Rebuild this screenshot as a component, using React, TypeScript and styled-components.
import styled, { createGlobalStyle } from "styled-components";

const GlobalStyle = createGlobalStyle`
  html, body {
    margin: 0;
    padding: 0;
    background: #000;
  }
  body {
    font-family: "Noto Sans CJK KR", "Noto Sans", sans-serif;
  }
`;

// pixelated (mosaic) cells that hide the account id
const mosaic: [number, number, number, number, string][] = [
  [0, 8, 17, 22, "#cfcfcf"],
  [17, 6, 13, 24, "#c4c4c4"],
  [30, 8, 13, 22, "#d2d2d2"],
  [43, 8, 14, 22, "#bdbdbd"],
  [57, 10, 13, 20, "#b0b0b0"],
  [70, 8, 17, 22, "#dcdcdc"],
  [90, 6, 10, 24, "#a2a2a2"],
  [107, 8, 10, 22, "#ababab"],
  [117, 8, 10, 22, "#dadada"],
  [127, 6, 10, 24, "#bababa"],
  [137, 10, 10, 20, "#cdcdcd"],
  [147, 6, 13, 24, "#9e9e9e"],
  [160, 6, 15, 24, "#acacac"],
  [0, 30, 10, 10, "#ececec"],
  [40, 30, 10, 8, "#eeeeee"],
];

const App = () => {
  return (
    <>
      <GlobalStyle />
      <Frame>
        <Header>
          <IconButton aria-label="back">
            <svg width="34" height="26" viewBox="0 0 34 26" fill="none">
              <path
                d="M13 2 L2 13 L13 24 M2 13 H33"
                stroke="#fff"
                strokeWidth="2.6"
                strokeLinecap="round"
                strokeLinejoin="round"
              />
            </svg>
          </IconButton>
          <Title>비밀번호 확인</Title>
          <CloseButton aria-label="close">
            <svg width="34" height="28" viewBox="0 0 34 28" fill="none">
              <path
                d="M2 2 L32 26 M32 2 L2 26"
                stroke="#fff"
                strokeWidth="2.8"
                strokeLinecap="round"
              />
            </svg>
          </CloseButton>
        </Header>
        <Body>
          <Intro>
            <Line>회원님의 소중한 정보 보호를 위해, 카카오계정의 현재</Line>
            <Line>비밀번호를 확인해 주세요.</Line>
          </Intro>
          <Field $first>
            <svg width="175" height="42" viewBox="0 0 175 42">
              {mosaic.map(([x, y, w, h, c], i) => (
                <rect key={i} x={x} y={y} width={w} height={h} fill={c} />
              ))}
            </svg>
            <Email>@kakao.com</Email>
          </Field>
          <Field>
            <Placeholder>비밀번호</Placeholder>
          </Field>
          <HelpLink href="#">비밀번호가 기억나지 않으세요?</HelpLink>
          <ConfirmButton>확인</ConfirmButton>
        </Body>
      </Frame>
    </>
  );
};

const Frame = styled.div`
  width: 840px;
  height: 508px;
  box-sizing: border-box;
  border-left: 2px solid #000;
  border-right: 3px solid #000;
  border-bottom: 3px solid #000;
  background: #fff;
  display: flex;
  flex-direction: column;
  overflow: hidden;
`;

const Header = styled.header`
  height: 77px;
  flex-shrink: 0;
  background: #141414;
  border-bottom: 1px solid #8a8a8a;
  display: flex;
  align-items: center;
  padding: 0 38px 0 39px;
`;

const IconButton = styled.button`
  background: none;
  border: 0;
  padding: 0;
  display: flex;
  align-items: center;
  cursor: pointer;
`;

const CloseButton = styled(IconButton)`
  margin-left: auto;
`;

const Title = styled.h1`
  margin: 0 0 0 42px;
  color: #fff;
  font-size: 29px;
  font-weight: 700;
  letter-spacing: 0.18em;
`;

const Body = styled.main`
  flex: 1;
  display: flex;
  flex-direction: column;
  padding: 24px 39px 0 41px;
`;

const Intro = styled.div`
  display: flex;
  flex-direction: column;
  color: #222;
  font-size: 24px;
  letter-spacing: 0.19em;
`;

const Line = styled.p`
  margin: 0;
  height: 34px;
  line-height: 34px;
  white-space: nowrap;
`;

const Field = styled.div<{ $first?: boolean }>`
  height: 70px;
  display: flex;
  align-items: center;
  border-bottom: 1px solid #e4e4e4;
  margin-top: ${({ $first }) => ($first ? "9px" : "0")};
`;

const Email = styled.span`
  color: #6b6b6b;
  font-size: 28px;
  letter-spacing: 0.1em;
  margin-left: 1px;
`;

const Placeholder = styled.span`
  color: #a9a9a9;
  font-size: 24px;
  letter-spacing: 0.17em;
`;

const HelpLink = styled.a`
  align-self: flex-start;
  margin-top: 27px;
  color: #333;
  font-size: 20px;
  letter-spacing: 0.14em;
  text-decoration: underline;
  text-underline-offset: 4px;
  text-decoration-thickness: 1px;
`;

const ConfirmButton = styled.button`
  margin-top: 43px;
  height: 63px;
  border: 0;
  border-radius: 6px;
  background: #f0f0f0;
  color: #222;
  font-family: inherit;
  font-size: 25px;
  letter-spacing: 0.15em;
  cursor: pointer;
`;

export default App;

EXERCISE REQUIREMENTS —
Write out the entire listing exactly.

ANSWER IN FULL —
Rebuild this screenshot as a component, using React, TypeScript and styled-components.
import styled, { createGlobalStyle } from "styled-components";

const GlobalStyle = createGlobalStyle`
  html, body {
    margin: 0;
    padding: 0;
    background: #000;
  }
  body {
    font-family: "Noto Sans CJK KR", "Noto Sans", sans-serif;
  }
`;

// pixelated (mosaic) cells that hide the account id
const mosaic: [number, number, number, number, string][] = [
  [0, 8, 17, 22, "#cfcfcf"],
  [17, 6, 13, 24, "#c4c4c4"],
  [30, 8, 13, 22, "#d2d2d2"],
  [43, 8, 14, 22, "#bdbdbd"],
  [57, 10, 13, 20, "#b0b0b0"],
  [70, 8, 17, 22, "#dcdcdc"],
  [90, 6, 10, 24, "#a2a2a2"],
  [107, 8, 10, 22, "#ababab"],
  [117, 8, 10, 22, "#dadada"],
  [127, 6, 10, 24, "#bababa"],
  [137, 10, 10, 20, "#cdcdcd"],
  [147, 6, 13, 24, "#9e9e9e"],
  [160, 6, 15, 24, "#acacac"],
  [0, 30, 10, 10, "#ececec"],
  [40, 30, 10, 8, "#eeeeee"],
];

const App = () => {
  return (
    <>
      <GlobalStyle />
      <Frame>
        <Header>
          <IconButton aria-label="back">
            <svg width="34" height="26" viewBox="0 0 34 26" fill="none">
              <path
                d="M13 2 L2 13 L13 24 M2 13 H33"
                stroke="#fff"
                strokeWidth="2.6"
                strokeLinecap="round"
                strokeLinejoin="round"
              />
            </svg>
          </IconButton>
          <Title>비밀번호 확인</Title>
          <CloseButton aria-label="close">
            <svg width="34" height="28" viewBox="0 0 34 28" fill="none">
              <path
                d="M2 2 L32 26 M32 2 L2 26"
                stroke="#fff"
                strokeWidth="2.8"
                strokeLinecap="round"
              />
            </svg>
          </CloseButton>
        </Header>
        <Body>
          <Intro>
            <Line>회원님의 소중한 정보 보호를 위해, 카카오계정의 현재</Line>
            <Line>비밀번호를 확인해 주세요.</Line>
          </Intro>
          <Field $first>
            <svg width="175" height="42" viewBox="0 0 175 42">
              {mosaic.map(([x, y, w, h, c], i) => (
                <rect key={i} x={x} y={y} width={w} height={h} fill={c} />
              ))}
            </svg>
            <Email>@kakao.com</Email>
          </Field>
          <Field>
            <Placeholder>비밀번호</Placeholder>
          </Field>
          <HelpLink href="#">비밀번호가 기억나지 않으세요?</HelpLink>
          <ConfirmButton>확인</ConfirmButton>
        </Body>
      </Frame>
    </>
  );
};

const Frame = styled.div`
  width: 840px;
  height: 508px;
  box-sizing: border-box;
  border-left: 2px solid #000;
  border-right: 3px solid #000;
  border-bottom: 3px solid #000;
  background: #fff;
  display: flex;
  flex-direction: column;
  overflow: hidden;
`;

const Header = styled.header`
  height: 77px;
  flex-shrink: 0;
  background: #141414;
  border-bottom: 1px solid #8a8a8a;
  display: flex;
  align-items: center;
  padding: 0 38px 0 39px;
`;

const IconButton = styled.button`
  background: none;
  border: 0;
  padding: 0;
  display: flex;
  align-items: center;
  cursor: pointer;
`;

const CloseButton = styled(IconButton)`
  margin-left: auto;
`;

const Title = styled.h1`
  margin: 0 0 0 42px;
  color: #fff;
  font-size: 29px;
  font-weight: 700;
  letter-spacing: 0.18em;
`;

const Body = styled.main`
  flex: 1;
  display: flex;
  flex-direction: column;
  padding: 24px 39px 0 41px;
`;

const Intro = styled.div`
  display: flex;
  flex-direction: column;
  color: #222;
  font-size: 24px;
  letter-spacing: 0.19em;
`;

const Line = styled.p`
  margin: 0;
  height: 34px;
  line-height: 34px;
  white-space: nowrap;
`;

const Field = styled.div<{ $first?: boolean }>`
  height: 70px;
  display: flex;
  align-items: center;
  border-bottom: 1px solid #e4e4e4;
  margin-top: ${({ $first }) => ($first ? "9px" : "0")};
`;

const Email = styled.span`
  color: #6b6b6b;
  font-size: 28px;
  letter-spacing: 0.1em;
  margin-left: 1px;
`;

const Placeholder = styled.span`
  color: #a9a9a9;
  font-size: 24px;
  letter-spacing: 0.17em;
`;

const HelpLink = styled.a`
  align-self: flex-start;
  margin-top: 27px;
  color: #333;
  font-size: 20px;
  letter-spacing: 0.14em;
  text-decoration: underline;
  text-underline-offset: 4px;
  text-decoration-thickness: 1px;
`;

const ConfirmButton = styled.button`
  margin-top: 43px;
  height: 63px;
  border: 0;
  border-radius: 6px;
  background: #f0f0f0;
  color: #222;
  font-family: inherit;
  font-size: 25px;
  letter-spacing: 0.15em;
  cursor: pointer;
`;

export default App;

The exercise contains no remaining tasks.